Well, there's roti here, and then there's roti. And then, if you're still hungry, there's more roti. The large, spiced pancake, used as a wrap for savory beef (or chicken or goat) stew and a side dish of potatoes and chickpeas, is just about the only entrée. Curried goat, a variation on the theme, and fried rice, which speaks to the Chinese-Caribbean community, are also delicious main courses, but it's pretty hard to get past… you got it, the roti. That's why it's a good idea to start with a pepper pot with homemade dumplings, or the spongy potato balls, both of which reflect the owners' respective Trinidadian and Guyanese backgrounds. The 100-seat restaurant may not actually be a palace, but if you like spicy fare -- and roti -- it's pretty easy to eat like royalty.

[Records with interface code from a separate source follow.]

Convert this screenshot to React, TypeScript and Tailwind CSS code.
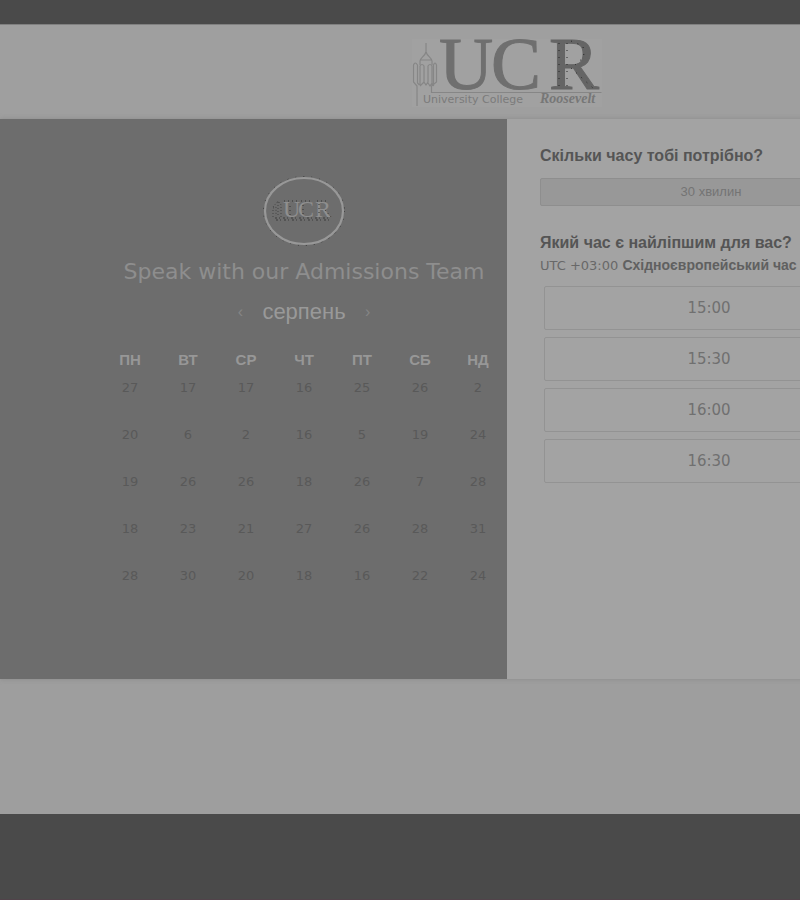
import React from "react";

const weekdays = ["ПН", "ВТ", "СР", "ЧТ", "ПТ", "СБ", "НД"];
const weeks = [
  [27, 17, 17, 16, 25, 26, 2],
  [20, 6, 2, 16, 5, 19, 24],
  [19, 26, 26, 18, 26, 7, 28],
  [18, 23, 21, 27, 26, 28, 31],
  [28, 30, 20, 18, 16, 22, 24],
];
const times = ["15:00", "15:30", "16:00", "16:30"];

function UcrLogo() {
  return (
    <svg className="overflow-visible" width="190" height="68" viewBox="0 0 190 68" role="img" aria-label="University College Roosevelt">
      <rect width="190" height="68" fill="#a1a1a1" />
      <g fill="none" stroke="#868686" strokeWidth="1.200">
        <path d="M14 4v9M14 13c-1 4-6 6-6 9v4M14 13c1 4 6 6 6 9v4M8 21h12" />
        <path d="M5 67V47L1.500 43V26q1.500-4 4 0v18l2 2M8 46V27q2-3 4 0v16l2 3 2-3V27q2-3 4 0v17l-2 3-2-3M8 47l4-4M20 46V34M20 44l1.500 3V26q1.500-4 3 0v17l-5 4v6.500h170" />
      </g>
      <g fontFamily="'Liberation Serif', serif" fontSize="75" fill="#6f6f6f">
        <text x="27" y="50" stroke="#6f6f6f" strokeWidth="1">U</text>
        <text x="79" y="50" stroke="#6f6f6f" strokeWidth="1">C</text>
        <text x="137" y="50" fill="#656565" stroke="#656565" strokeWidth="1">R</text>
      </g>
      <path d="M147 4v44M155 4v44M159 2l12 5 1 11-9 8M159 29l22 20" fill="none" stroke="#262626" strokeWidth="1" strokeDasharray="1 6" />
      <text x="11" y="64" fontFamily="'DejaVu Sans', sans-serif" fontSize="11" fill="#7b7b7b">University College</text>
      <text x="128" y="64" fontFamily="'Liberation Serif', serif" fontSize="14" fontWeight="bold" fontStyle="italic" fill="#777777">Roosevelt</text>
    </svg>
  );
}

function Emblem() {
  return (
    <svg width="82" height="70" viewBox="0 0 82 70" role="img" aria-label="UCR">
      <ellipse cx="41" cy="35" rx="40.500" ry="34.500" fill="none" stroke="#353535" strokeWidth="1" strokeDasharray="1 7" />
      <ellipse cx="41" cy="35" rx="39" ry="33" fill="none" stroke="#989898" strokeWidth="2.200" />
      <g fontFamily="'Liberation Serif', serif" fontSize="24" fill="#8f8f8f">
        <text x="20" y="41">U</text>
        <text x="35" y="41">C</text>
        <text x="52" y="41">R</text>
      </g>
      <path d="M21 25h14M38 25h10M54 25h10M27 30v9M40 29v9M56 28v12M62 34l7 8" fill="none" stroke="#333333" strokeDasharray="1 3" />
      <path d="M10 41V32l3-1v9m2-14v15m3 0V31M10 31l5-6 4 5" fill="none" stroke="#444444" strokeDasharray="1 2" />
      <path d="M12 42h56M13 44h54" fill="none" stroke="#3c3c3c" strokeDasharray="2 2 1 3" />
    </svg>
  );
}

function Calendar() {
  return (
    <section className="flex w-1/2 justify-end bg-[#6d6d6d]">
      <div className="flex w-[406px] flex-col items-center pt-[57px]">
        <Emblem />
        <h1 className="mt-[10px] h-9 whitespace-nowrap font-['DejaVu_Sans',sans-serif] text-[22px] leading-8 text-[#8e8e8e]">
          Speak with our Admissions Team
        </h1>
        <div className="mt-[2px] flex h-9 items-center gap-4 font-['Liberation_Sans',sans-serif] text-[#999999]">
          <button aria-label="Попередній місяць" className="w-3 text-[16px] text-[#858585]">‹</button>
          <h2 className="text-[22px] leading-8">серпень</h2>
          <button aria-label="Наступний місяць" className="w-3 text-[16px] text-[#858585]">›</button>
        </div>
        <table className="mt-5 w-full table-fixed border-collapse text-center">
          <thead>
            <tr className="h-7 align-top font-['Liberation_Sans',sans-serif] text-[15px] leading-5 text-[#979797]">
              {weekdays.map((d) => <th key={d} className="p-0 font-bold">{d}</th>)}
            </tr>
          </thead>
          <tbody className="font-['DejaVu_Sans',sans-serif] text-[13px] leading-5 text-[#595959]">
            {weeks.map((week, i) => (
              <tr key={i} className="h-[47px] align-top">
                {week.map((day, j) => (
                  <td key={j} className="p-0"><button>{day}</button></td>
                ))}
              </tr>
            ))}
          </tbody>
        </table>
      </div>
    </section>
  );
}

function Availability() {
  return (
    <section className="w-1/2 bg-[#a3a3a3] pl-[33px] pt-[25px] font-['Liberation_Sans',sans-serif] text-[#555555]">
      <div className="w-[342px]">
        <h2 className="whitespace-nowrap text-[16px] font-bold leading-6">Скільки часу тобі потрібно?</h2>
        <button className="mt-[10px] h-7 w-full rounded-xs border border-[#8e8e8e] bg-[#989898] text-[13px] text-[#747474]">
          30 хвилин
        </button>
        <h2 className="mt-[25px] whitespace-nowrap text-[16px] font-bold leading-6">Який час є найліпшим для вас?</h2>
        <p className="whitespace-nowrap text-[14px] leading-5 text-[#686868]">
          <span className="font-['DejaVu_Sans',sans-serif] text-[13px]">UTC +03:00 </span>
          <b className="text-[#606060]">Східноєвропейський час</b>
        </p>
        <ul className="mt-[10px] flex flex-col gap-[7px] pl-1 pr-2">
          {times.map((time) => (
            <li key={time}>
              <button className="block h-11 w-full rounded-xs border border-[#939393] font-['DejaVu_Sans',sans-serif] text-[15px] text-[#707070]">
                {time}
              </button>
            </li>
          ))}
        </ul>
      </div>
    </section>
  );
}

export default function App() {
  return (
    <div className="overflow-hidden bg-[#9e9e9e]">
      <div className="flex min-h-screen min-w-[1014px] flex-col">
        <div className="h-6 bg-[#4a4a4a]" />
        <header className="flex h-[95px] justify-center border-t border-[#808080] bg-[#9f9f9f] pt-[14px]">
          <UcrLogo />
        </header>
        <main className="flex min-h-[560px] shadow-[0_0_5px_#8b8b8b]">
          <Calendar />
          <Availability />
        </main>
        <div className="min-h-[135px] grow" />
        <footer className="h-[86px] border-b border-[#51434a] bg-[#4a4a4a]" />
      </div>
    </div>
  );
}
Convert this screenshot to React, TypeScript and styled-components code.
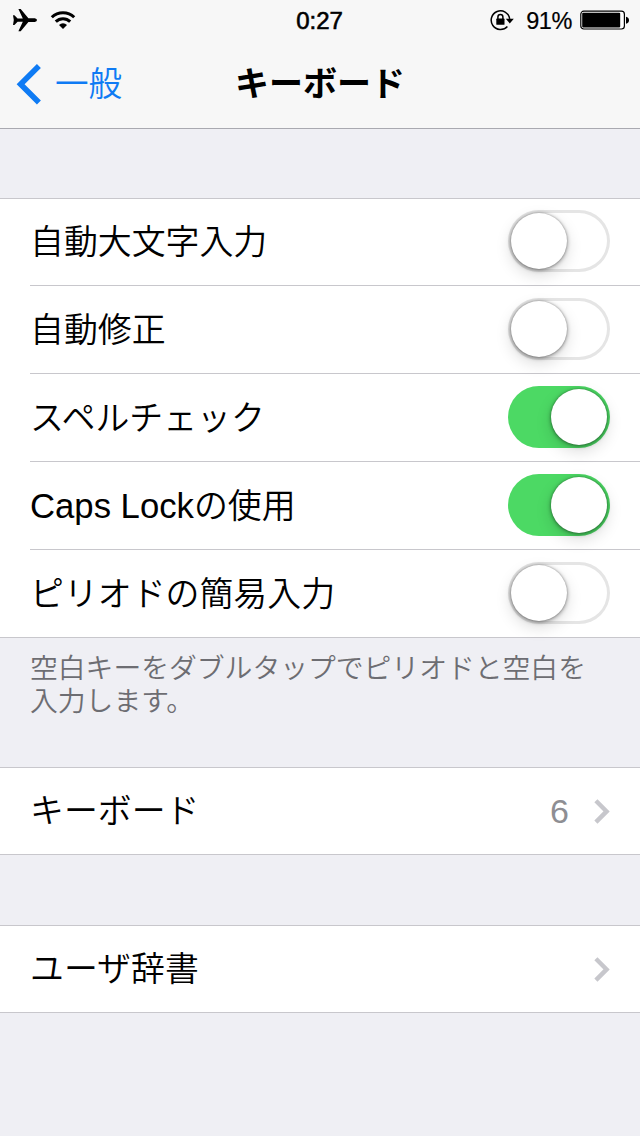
import React from "react";
import styled, { createGlobalStyle } from "styled-components";

const GlobalStyle = createGlobalStyle`
  * { box-sizing: border-box; }
  body {
    margin: 0;
    background: #efeff4;
    color: #000;
    font-family: "Liberation Sans", "Noto Sans CJK JP", sans-serif;
    -webkit-font-smoothing: antialiased;
  }
`;

const Screen = styled.main`
  display: flex;
  flex-direction: column;
  width: 640px;
  min-height: 1136px;
  background: #efeff4;
  overflow: hidden;
`;

const Header = styled.header`
  height: 129px;
  background: #f7f7f7;
  border-bottom: 1px solid #a9a9b0;
`;

const StatusBar = styled.div`
  display: grid;
  grid-template-columns: 1fr auto 1fr;
  align-items: center;
  height: 40px;
  padding: 0 11px 0 12px;
`;

const StatusSide = styled.div<{ $end?: boolean }>`
  display: flex;
  align-items: center;
  justify-content: ${(p) => (p.$end ? "flex-end" : "flex-start")};
  svg { display: block; }
`;

const Clock = styled.time`
  font-size: 24px;
  line-height: 26px;
  padding-top: 2px;
  margin-right: 2px;
  -webkit-text-stroke: 0.6px #000;
`;

const Percent = styled.span`
  font-size: 23.5px;
  line-height: 26px;
  padding-top: 2px;
  margin: 0 8px 0 12px;
  letter-spacing: -0.4px;
  -webkit-text-stroke: 0.2px #000;
`;

const NavBar = styled.nav`
  display: grid;
  grid-template-columns: 1fr auto 1fr;
  align-items: center;
  height: 88px;
  padding: 0 16px;
`;

const BackButton = styled.button`
  display: flex;
  align-items: center;
  gap: 12px;
  padding: 0;
  border: 0;
  background: none;
  color: #0f7bf4;
  font: 350 33.6px/50px "Noto Sans CJK JP", sans-serif;
  svg { display: block; }
`;

const BackLabel = styled.span`
  margin-top: -4px;
`;

const Title = styled.h1`
  margin: -4px 0 0;
  font: 700 34px/50px "Noto Sans CJK JP", sans-serif;
`;

const Group = styled.section<{ $gap: number }>`
  margin-top: ${(p) => p.$gap}px;
  background: #fff;
  border-top: 1px solid #c8c7cc;
  border-bottom: 1px solid #c8c7cc;
`;

const Row = styled.div`
  display: flex;
  align-items: center;
  height: 88px;
  margin-left: 30px;
  padding-right: 30px;
  border-bottom: 1px solid #c8c7cc;
  &:first-child { height: 87px; }
  &:last-child { height: 87px; border-bottom: 0; }
  &:only-child { height: 86px; }
`;

const Label = styled.span`
  flex: 1;
  font-size: 33.9px;
  font-weight: 350;
  line-height: 50px;
  white-space: nowrap;
`;

const Latin = styled.span`
  font-size: 34.7px;
`;

const Detail = styled.span`
  margin-right: 24px;
  color: #8e8e93;
  font-size: 34px;
  line-height: 50px;
`;

const Switch = styled.button<{ $on: boolean }>`
  display: flex;
  justify-content: ${(p) => (p.$on ? "flex-end" : "flex-start")};
  width: 102px;
  height: 62px;
  margin-bottom: 2px;
  padding: 3px;
  border: 0;
  border-radius: 31px;
  background: ${(p) => (p.$on ? "#4cd964" : "#fff")};
  box-shadow: ${(p) => (p.$on ? "none" : "inset 0 0 0 3px #e5e5e5")};
`;

const Knob = styled.span`
  width: 56px;
  height: 56px;
  border-radius: 50%;
  background: #fff;
  box-shadow: 0 0 2px rgba(0, 0, 0, 0.25), 0 1px 4px rgba(0, 0, 0, 0.42), 0 6px 16px rgba(0, 0, 0, 0.15);
`;

const Note = styled.p`
  margin: 0;
  padding: 12px 30px 0;
  height: 129px;
  color: #6d6d72;
  font: 350 27.8px/33px "Noto Sans CJK JP", sans-serif;
`;

const Airplane = () => (
  <svg width="26" height="24" viewBox="0 0 26 24">
    <path d="M1 7.3h1.4L5.6 10.4h5.2L6.4 1h2.3l7.7 9.2h6.4q2.2.3 2.2 1.9t-2.2 1.9h-6.4L8.7 23.2H6.4l4.4-9.4H5.6L2.4 16.9H1l.8-4.8z" />
  </svg>
);

const Wifi = () => (
  <svg width="26" height="20" viewBox="0 0 26 20">
    <g fill="none" stroke="#000" strokeWidth="3">
      <path d="M1.8 7.2a16 16 0 0 1 22.4 0" />
      <path d="M5.8 11.6a10.3 10.3 0 0 1 14.4 0" />
    </g>
    <path d="M13 19l-4-4.1a5.8 5.8 0 0 1 8 0z" />
  </svg>
);

const RotationLock = () => (
  <svg width="24" height="22" viewBox="0 0 24 22">
    <path d="M17.4 17.4a9.3 9.3 0 1 1 2.3-7.6" fill="none" stroke="#000" strokeWidth="1.5" />
    <path d="M15.8 9.8h8l-4 4.6z" />
    <rect x="6.3" y="9.6" width="8.2" height="6.2" rx=".6" />
    <path d="M7.9 10.5V7.9a2.5 2.5 0 0 1 5 0v2.6" fill="none" stroke="#000" strokeWidth="1.5" />
  </svg>
);

const Battery = () => (
  <svg width="49" height="20" viewBox="0 0 49 20">
    <rect x=".8" y="1.2" width="43.6" height="17.8" rx="3" fill="#fff" stroke="#000" strokeWidth="1.2" />
    <rect x="2.2" y="2.7" width="38" height="14.8" rx="1" />
    <path d="M46 6.7q3 .8 3 3.5T46 13.7z" />
  </svg>
);

const BackChevron = () => (
  <svg width="27" height="42" viewBox="0 0 27 42">
    <path d="M22.9 2.9L4.6 21.2 22.9 39.5" fill="none" stroke="#0f7bf4" strokeWidth="5.6" />
  </svg>
);

const Disclosure = () => (
  <svg width="17" height="26" viewBox="0 0 17 26">
    <path d="M2.9 2.7L13.6 13.4 2.9 24.1" fill="none" stroke="#c7c7cc" strokeWidth="4.4" />
  </svg>
);

const toggles = [
  { latin: "", label: "自動大文字入力", on: false },
  { latin: "", label: "自動修正", on: false },
  { latin: "", label: "スペルチェック", on: true },
  { latin: "Caps Lock", label: "の使用", on: true },
  { latin: "", label: "ピリオドの簡易入力", on: false },
];

const WifiSlot = styled.span`
  margin-left: 12px;
`;

export default function App() {
  return (
    <Screen>
      <GlobalStyle />
      <Header>
        <StatusBar>
          <StatusSide>
            <Airplane />
            <WifiSlot><Wifi /></WifiSlot>
          </StatusSide>
          <Clock>0:27</Clock>
          <StatusSide $end>
            <RotationLock />
            <Percent>91%</Percent>
            <Battery />
          </StatusSide>
        </StatusBar>
        <NavBar>
          <BackButton>
            <BackChevron />
            <BackLabel>一般</BackLabel>
          </BackButton>
          <Title>キーボード</Title>
        </NavBar>
      </Header>
      <Group $gap={69}>
        {toggles.map((t) => (
          <Row key={t.label}>
            <Label>
              {t.latin && <Latin>{t.latin}</Latin>}
              {t.label}
            </Label>
            <Switch $on={t.on} role="switch" aria-checked={t.on} aria-label={t.latin + t.label}>
              <Knob />
            </Switch>
          </Row>
        ))}
      </Group>
      <Note>空白キーをダブルタップでピリオドと空白を入力します。</Note>
      <Group $gap={0}>
        <Row>
          <Label>キーボード</Label>
          <Detail>6</Detail>
          <Disclosure />
        </Row>
      </Group>
      <Group $gap={70}>
        <Row>
          <Label>ユーザ辞書</Label>
          <Disclosure />
        </Row>
      </Group>
    </Screen>
  );
}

At some chain bagel shops, you're more likely to find a smoked gouda and blackened chicken wrap topped with jalapeno mayonnaise than a decent bagel. And the same is true at most other homegrown bagel joints in town. We have some advice for you: If you want a banana-strawberry concoction, order a muffin. If you want charred bread, order toast. And if you're looking for blueberry cream cheese, buy yogurt. But if you want a decent bagel, simplicity is the key. Give us a fresh-baked garlic bagel with whipped cream cheese, and you won't get any kvetching. At Bagel Bar West, about the sexiest creation you'll find is an everything bagel -- or maybe a bagel chip. Other than that it's the standards: onion, sesame, poppy, salt, et cetera. Which is just fine by us.
They're fluffy. They're flaky. They're phat -- and fattening. But who's looking for health food donuts, anyway? The fried blobs of sugar-coated dough at Dandee Donut Factory are enough to make the strictest dieter give up, if only long enough to devour a succulent French cruller, down a delightfully dense Boston cream, or sample one of the shop's specialties, such as blueberry chip, a plain cake donut flecked with berry chunks. Berries of other varieties are also infused in dough, and including all of the regular suspects from glazed to maple bars, Dandee offers nearly 20 donut choices. And if you're in need of a donut fix but your companions desire something more nutritious (what are you doing with such losers?), the 24-hour establishment offers breakfast and lunch specials around the clock, which start at just $1.99. Donuts cost 64 cents each, a little more than other places, but well worth the few extra pennies. A half-dozen go for $3.09, a full dozen for just a dollar more. This place is so hip to your donut needs, they even use double-waxed paper bags for carryout in order to keep the oil off your car upholstery.
You've heard about that '60s fad, stuffing as many people as you can into phone booths and Volkswagens. Well, the '90s take happens right here with the Florito -- your choice of filling (grilled chicken, grilled steak, shredded roast beef, roast pork, or snow crabcakes) is stuffed into a flour tortilla along with black beans and rice, Monterey Jack cheese, lettuce, corn, and homemade salsa. The Florito, that so-catchy subtropical version of the burrito, also comes with low-fat sour cream and the option of ordering double meat; hey, saving a coupla calories on the dairy entitles you to more flesh, don'tcha think? As if. Actually, calories are just about the only thing you need to count the cost of here -- Floritos run from less than $4 (the 12-inch bean-and-cheese combo) to almost $9 (for a 14-inch with double crabcake), and a side of freshly squashed guac is only a buck.
Here's an oxymoron: sophisticated suburbs. Yet that's just what Weston is, and this Italian restaurant reflects residents' appreciation of fine cuisine. Antonello and Rosaria Catinella, who used to own L'Hostaria in Tamarac, gladly fill the need for superb homemade ravioli or gnocchi, shrimp laced with black truffle sauce, filet mignon in a red wine demi-glace, and breaded veal chop topped with arugula and tomatoes. Prices are upscale, certainly, but not outrageous -- only four entrées top the $20 mark. You'll wind up spending a pile anyway. That's because the fare is so fresh and good you'll have to order a five-course meal, particularly if you're tempted by the antipasto and dessert carts, which servers wheel around the dining room like so many Ferraris.
Here today, gone tomorrow. That's the fate that befalls many new restaurants, but it's one future Keè Grill is likely to avoid. The keys to its success? Well, the simple, well-executed, tropically influenced cuisine includes macadamia-nut sautéed shrimp, crab-shiitake-crusted grouper, and grilled veal chop. The waiters are courteous and well trained. And the management is thoroughly professional. But the only key that gets you through the door is this one: a reservation, usually made days -- sometimes weeks -- in advance. And don't forget to write down your assigned reservation number. Lose it, and you're locked out.